If we add to the above the sanctions being forced on Russia, we could be providing another incentive for Russia to invade some other nations. Significant enough economic hardships can cause some nations to attack others just as economic suffering provided another reason for Germany to invade its neighbors.

Of course, we must find minimally provocative ways to successfully resist Russians invasion against Ukraine. But those ways must account for what could bring success for Ukraine without escalating the conflict. And it is our ability to accommodate by understanding Putin and his perspective which is crucial here. Also, we cannot afford to intervene in ways that makes Russia's war against Ukraine a war that eventually pits Russia against NATO. For such a war like that could easily lead to nuclear exchanges that could spell the end of civilized human life on earth.

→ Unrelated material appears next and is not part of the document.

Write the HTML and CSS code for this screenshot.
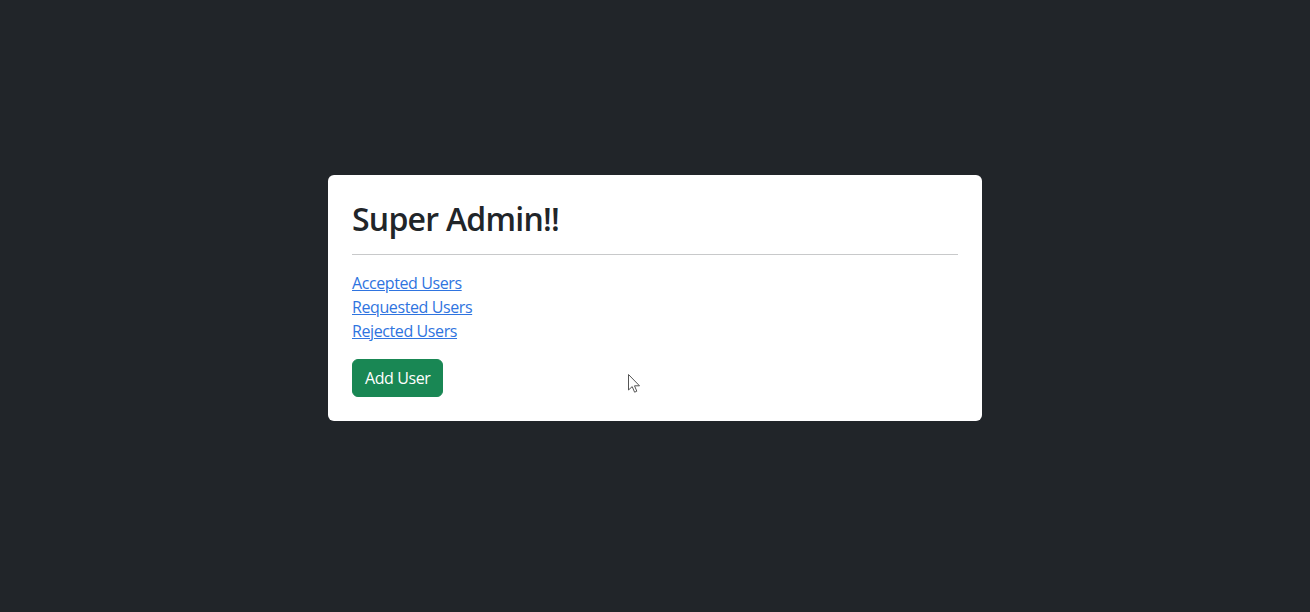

After Russia's war against Ukraine, or perhaps during it, we must find ways to reduce the reasons why a nation, especially a superpower nation, would attack another nation. Without condoning the evil practiced by an aggressive nation, we must find ways to give it significance in ways that would influence it not to attack other nations. And we must ensure that no nation is economically suffering so that it would attack another nation in order to relieve their economic distress. The more we do all three of those things, the more we show that we have learned from past wars on how to prevent future wars.